Sec. 1301.155. EMERGENCY CARE  


Latest version.
  • (a) In this section, "emergency care" means health care services provided in a hospital emergency facility, freestanding emergency medical care facility, or comparable emergency facility to evaluate and stabilize a medical condition of a recent onset and severity, including severe pain, that would lead a prudent layperson possessing an average knowledge of medicine and health to believe that the person's condition, sickness, or injury is of such a nature that failure to get immediate medical care could result in:

    (1) placing the person's health in serious jeopardy;

    (2) serious impairment to bodily functions;

    (3) serious dysfunction of a bodily organ or part;

    (4) serious disfigurement; or

    (5) in the case of a pregnant woman, serious jeopardy to the health of the fetus.

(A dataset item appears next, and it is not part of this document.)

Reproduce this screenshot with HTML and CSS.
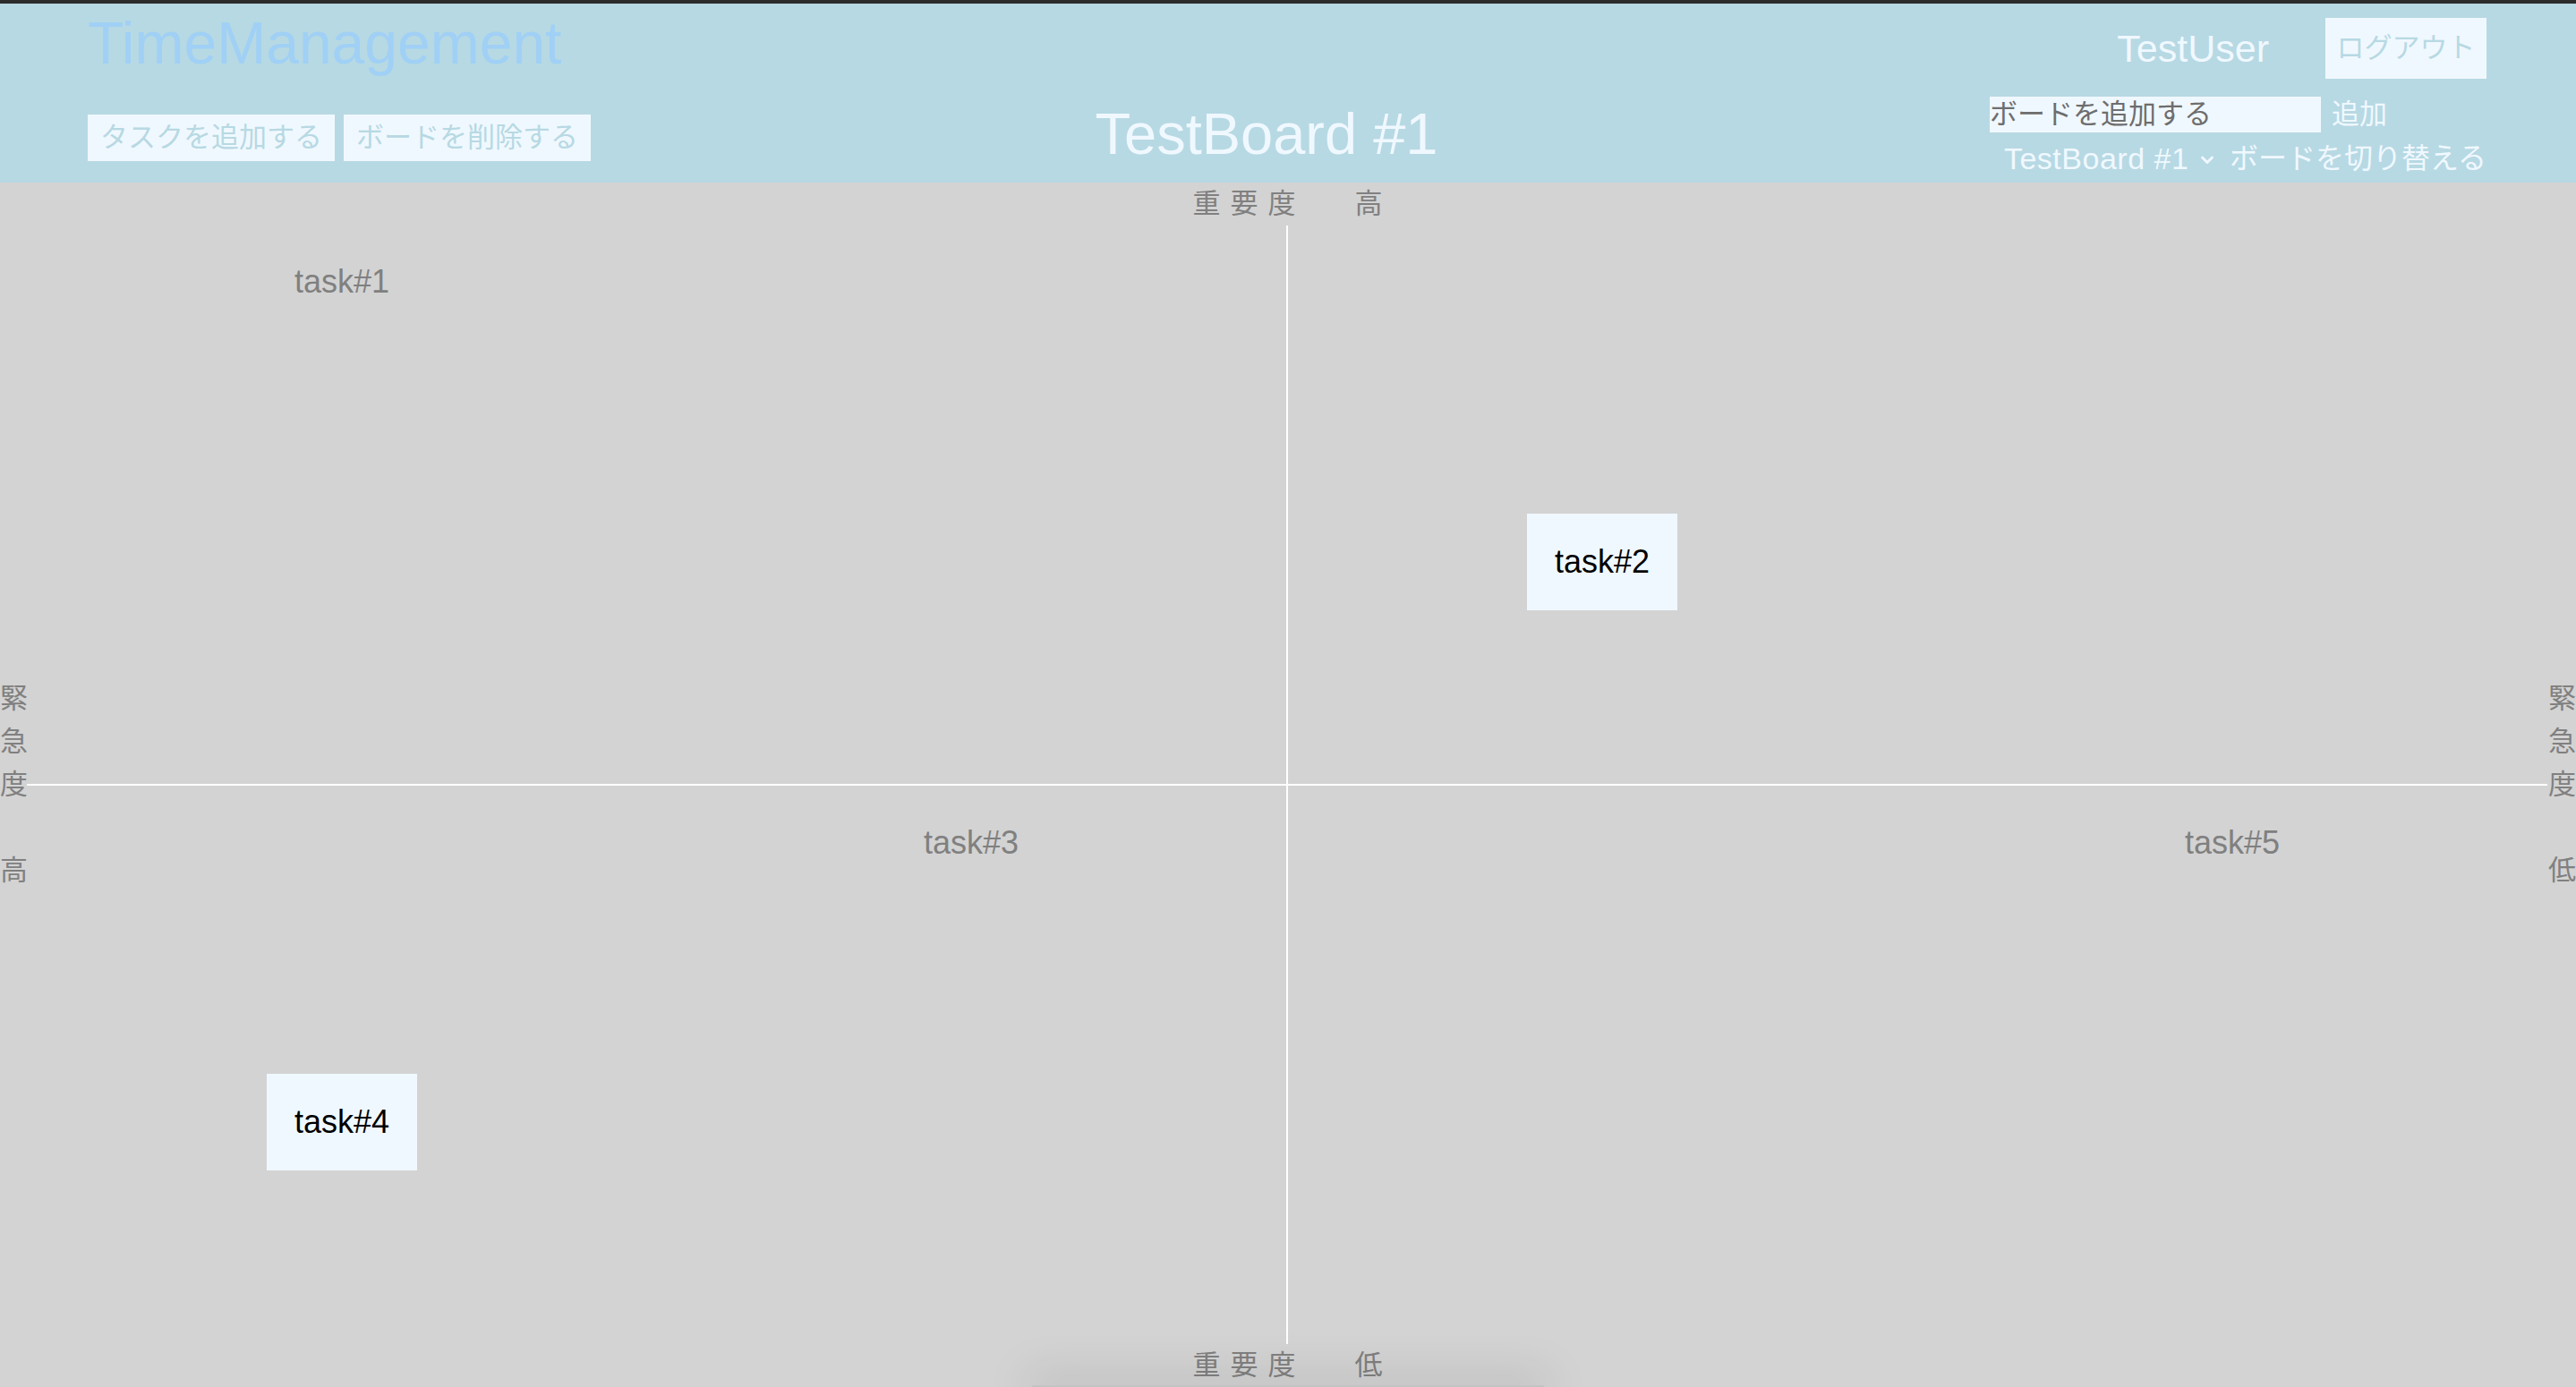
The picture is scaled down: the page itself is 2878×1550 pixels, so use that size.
FILE: index.html
```html
<!DOCTYPE html>
<html lang="ja">
<head>
<meta charset="utf-8">
<title>TimeManagement</title>
<link rel="stylesheet" href="styles.css">
</head>
<body>
<div class="topbar"></div>
<header class="header">
  <div class="header-left">
    <h1 class="brand">TimeManagement</h1>
    <div class="actions">
      <button class="btn">タスクを追加する</button>
      <button class="btn">ボードを削除する</button>
    </div>
  </div>
  <h2 class="board-title">TestBoard #1</h2>
  <div class="header-right">
    <div class="user-row">
      <span class="username">TestUser</span>
      <button class="btn btn-logout">ログアウト</button>
    </div>
    <form class="add-row">
      <input class="board-input" type="text" placeholder="ボードを追加する">
      <button class="link-btn add-btn" type="button">追加</button>
    </form>
    <div class="switch-row">
      <select class="board-select"><option>TestBoard #1</option></select>
      <svg class="chevron" width="16" height="12" viewBox="0 0 16 12"><polyline points="2.5,3 8,8.5 13.5,3" fill="none" stroke="#f0f8ff" stroke-width="3" stroke-linecap="round" stroke-linejoin="round"/></svg>
      <button class="link-btn switch-btn" type="button">ボードを切り替える</button>
    </div>
  </div>
</header>
<main class="matrix">
  <div class="side-label side-left">
    <span>緊</span><span>急</span><span>度</span><span>&nbsp;</span><span>高</span>
  </div>
  <div class="matrix-center">
    <div class="axis-label"><span class="axis-name">重要度</span><span class="axis-value">高</span></div>
    <div class="plane">
      <div class="task task-plain" style="left:9.517%;top:0.72%">task#1</div>
      <div class="task task-card" style="left:59.517%;top:25.76%">task#2</div>
      <div class="task task-plain" style="left:34.48%;top:50.88%">task#3</div>
      <div class="task task-card" style="left:9.517%;top:75.84%">task#4</div>
      <div class="task task-plain" style="left:84.52%;top:50.88%">task#5</div>
    </div>
    <div class="axis-label"><span class="axis-name">重要度</span><span class="axis-value">低</span></div>
  </div>
  <div class="side-label side-right">
    <span>緊</span><span>急</span><span>度</span><span>&nbsp;</span><span>低</span>
  </div>
</main>
<div class="drawer"></div>
</body>
</html>
```

FILE: styles.css
```css
* {
  box-sizing: border-box;
}

html, body {
  margin: 0;
  padding: 0;
  height: 100%;
  overflow: hidden;
}

body {
  font-family: "Liberation Sans", "Noto Sans CJK JP", sans-serif;
  background: #d3d3d3;
  position: relative;
}

button, input, select {
  font: inherit;
}

.topbar {
  height: 4px;
  background: #2c2c2c;
}

.header {
  height: 200px;
  background: #b7d9e3;
  display: flex;
  justify-content: space-between;
  align-items: flex-start;
  padding: 0 100px 0 98px;
}

.header-left {
  display: flex;
  flex-direction: column;
  padding-top: 7px;
}

.brand {
  margin: 0;
  font-size: 66px;
  font-weight: normal;
  line-height: 74px;
  color: #a0d0f5;
}

.actions {
  display: flex;
  gap: 10px;
  margin-top: 43px;
}

.btn {
  height: 52px;
  padding: 0 14px;
  border: 0;
  background: #f0f8ff;
  color: #b7d9e3;
  font-size: 31px;
  line-height: 52px;
  cursor: pointer;
}

.board-title {
  margin: 110px 0 0;
  font-size: 65px;
  font-weight: normal;
  line-height: 72px;
  color: #f0f8ff;
}

.header-right {
  width: 608px;
  display: flex;
  flex-direction: column;
  align-items: flex-end;
  padding-top: 16px;
}

.user-row {
  display: flex;
  align-items: center;
  height: 68px;
}

.username {
  font-size: 43px;
  color: #f0f8ff;
  margin-right: 63px;
}

.btn-logout {
  height: 68px;
  line-height: 68px;
  padding: 0 12.5px;
}

.add-row {
  margin: 20px 105px 0 0;
  display: flex;
  align-items: center;
  height: 40px;
}

.board-input {
  width: 370px;
  height: 40px;
  border: 0;
  padding: 0;
  background: #f0f8ff;
  font-size: 31px;
  color: #6e6e6e;
  outline: none;
}

.board-input::placeholder {
  color: #6e6e6e;
  opacity: 1;
}

.link-btn {
  border: 0;
  background: transparent;
  color: #f0f8ff;
  font-size: 31px;
  padding: 0;
  cursor: pointer;
}

.add-btn {
  margin-left: 6px;
  padding: 0 6px;
  line-height: 40px;
}

.switch-row {
  margin: 11px 0 0 0;
  display: flex;
  align-items: center;
  height: 36px;
}

.board-select {
  appearance: none;
  -webkit-appearance: none;
  border: 0;
  padding: 0;
  background: transparent;
  color: #f0f8ff;
  font-size: 34px;
  letter-spacing: 0.5px;
  line-height: 36px;
  outline: none;
}

.chevron {
  margin-left: 12px;
  margin-top: 4px;
  display: block;
}

.switch-btn {
  margin-left: 17px;
  font-size: 32px;
  line-height: 36px;
}

.matrix {
  height: 1346px;
  display: flex;
}

.side-label {
  display: flex;
  flex-direction: column;
  justify-content: center;
  color: #808080;
  font-size: 31px;
  line-height: 48px;
}

.side-label span {
  display: block;
  height: 48px;
}

.side-left {
  width: 30px;
}

.side-right {
  width: 32px;
  padding-left: 1px;
}

.matrix-center {
  flex: 1;
  display: flex;
  flex-direction: column;
}

.axis-label {
  height: 48px;
  line-height: 48px;
  display: flex;
  justify-content: center;
  color: #808080;
  font-size: 31px;
  letter-spacing: 11px;
  padding-left: 12px;
}

.axis-value {
  margin-left: 55px;
}

.plane {
  flex: 1;
  position: relative;
}

.plane::before {
  content: "";
  position: absolute;
  left: calc(50% - 1px);
  top: 0;
  bottom: 0;
  width: 2px;
  background: #ffffff;
}

.plane::after {
  content: "";
  position: absolute;
  left: 0;
  right: 0;
  top: calc(50% - 1px);
  height: 2px;
  background: #ffffff;
}

.task {
  position: absolute;
  z-index: 1;
  width: 168px;
  height: 108px;
  padding: 30px 0;
  text-align: center;
  font-size: 36px;
  line-height: 48px;
}

.task-card {
  background: #f0f8ff;
  color: #000000;
}

.task-plain {
  color: #808080;
}

.drawer {
  position: absolute;
  left: 1153px;
  bottom: 0;
  width: 572px;
  height: 2px;
  background: #c4c4c4;
  box-shadow: 0 0 50px 6px rgba(0, 0, 0, 0.22);
}
```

    (b) If an insured cannot reasonably reach a preferred provider, an insurer shall provide reimbursement for the following emergency care services at the preferred level of benefits until the insured can reasonably be expected to transfer to a preferred provider:

    (1) a medical screening examination or other evaluation required by state or federal law to be provided in the emergency facility of a hospital that is necessary to determine whether a medical emergency condition exists;

    (2) necessary emergency care services, including the treatment and stabilization of an emergency medical condition; and

    (3) services originating in a hospital emergency facility or freestanding emergency medical care facility following treatment or stabilization of an emergency medical condition.

Added by Acts 2003, 78th Leg., ch. 1274, Sec. 3, eff. April 1, 2005. Amended by: Acts 2009, 81st Leg., R.S., Ch. 1273 , Sec. 5, eff. March 1, 2010.